Вплоть до 10-х годов ХХ-го века полноценной еврейской музыки как таковой не существовало, за исключением её полупрофессионального бытования в клезмерских ансамблях. Двое крупнейших западных композиторов еврейского происхождения — Феликс Мендельсон и Густав Малер — никогда еврейской музыки не писали, и еврейский фольклор никогда не входил в сферу их профессиональных интересов.

Швейцарец Эрнест Блох оказался первым профессиональным композитором, сумевшим обобщить и воплотить черты музыки еврейской диаспоры на должном уровне. Таким образом, за две тысячи лет европейские евреи впервые обрели полноценную профессиональную музыку только в ХХ-м веке.

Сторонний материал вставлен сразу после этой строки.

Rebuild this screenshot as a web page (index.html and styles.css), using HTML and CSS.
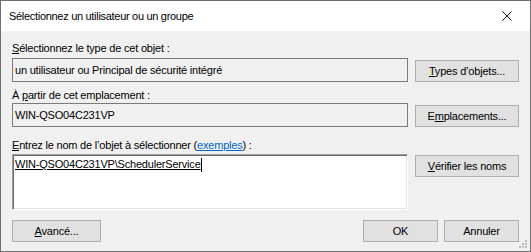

Ошеломляющим открытием стало творчество гениального американца Стива Райха, который одновременно является создателем "минимализма", нового музыкального мышления второй половины ХХ-го века (в списке № 1), а также — еврейской музыки Израиля (в списке № 2). Музыка Блóха, при всей её семантической сложности, аккумулирует бытовые еврейские интонации, тогда как музыка Райха, будучи удивительно простой семантически, — глубоко религиозна и тем самым (чисто в еврейском смысле) подлинно национальна. Стив Райх находится сейчас в самом расцвете творческих сил, и передовые музыканты всего мира с нетерпением ожидают его новых одухотворённых и блистательных композиций.